Destructive Devices Industries has been teasing friends and fans for months with photos of their all-American AKs in the works. Destructive Devices Industries — DDI for sort — currently makes AKs, but these will be a little different. These rifles will be built on military-grade or better components including U.S.-made hammer-forged bolts, bolt carriers, and trunnions.
These first guns will be built on stamped receivers but DDI has plans to transition to milled hammer-forged receivers in the future. The company plans to launch with three models this September, one with a fixed stock and two side-folders. Buyers will have the choice of standard or triangle folding stocks.
DDI isn’t the first company that can claim to make American-made AK-pattern firearms. But it’s common practice for some of these builders to make guns using military surplus components and other mix-and-match parts — even DDI has used imported parts for some of their firearms. Like a lot of practices, some companies are better at this than others.

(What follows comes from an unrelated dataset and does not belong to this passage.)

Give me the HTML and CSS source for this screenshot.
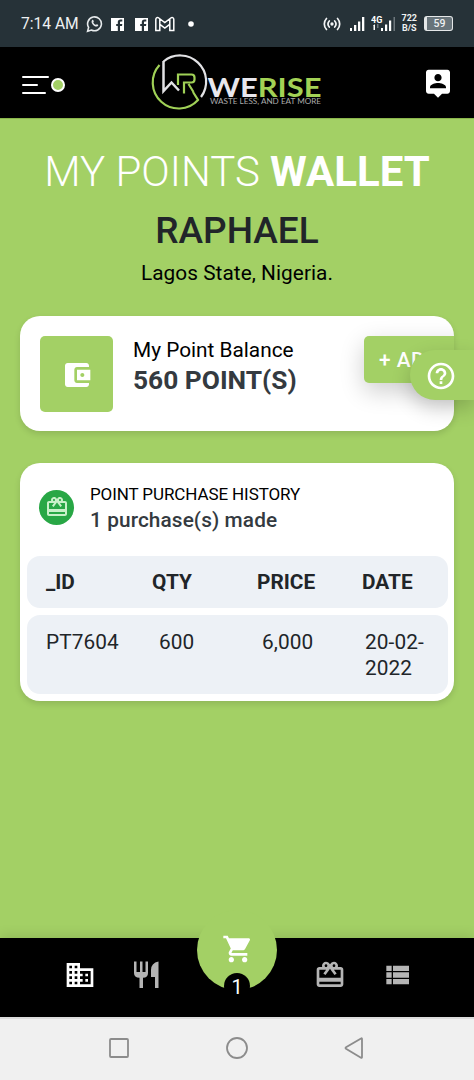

Another practice floating around the AK world is the use of cast components. Metal casting and metal-injection molding are used a fair bit in firearms manufacturing but not so much with AKs. If it’s done right it can be problem-free but a lot of people have reported issues with AK-pattern guns built using cast parts.
The use of surplus parts, parts kits and cast components in AK construction doubles as a cost-cutting measure. Like any other cost-cutting solutions, they run the risk of running into problems down the line. While there are plenty of people with budget AKs that have never had any trouble with their guns, it’s not hard to find examples of these guns failing, hard.
The use of used or surplus components and cast parts has become customary in AK manufacturing in order to compete with foreign manufacturers. Russia, in particular, was able to export Saiga-branded AKs to the U.S. where they sold for a fraction of the price a domestic manufacturer could compete with.
Thanks to recent sanctions against the Russian arms industry these inexpensive yet well-made guns have become scarce in the U.S. American AK prices are creeping up so there’s still pressure to deliver low-cost options to the AK market, even as many buyers have sworn off these cheaper options.
DDI is doing something different by starting with premium components. In addition to being hammer-forged these parts will undergo magnetic particle testing to check for flaws or deformities in the parts. The 4150 steel barrels are made by Green Mountain, a very well-respected barrel manufacturer.
The barrels will sport a nitride finish and the guns will be treated with KG Gun Kote Protective Finish. DDI’s fixed stock AKs are expected to have an $999 MSRP. The models with folding stocks will run $100 more, but real-world prices are expected to be less across the board.
DDI’s goal is lofty — to create the best-made AKs in the world — but not out of reach. By combining American engineering, materials, and quality control DDI is hoping to set a new standard in the AK world.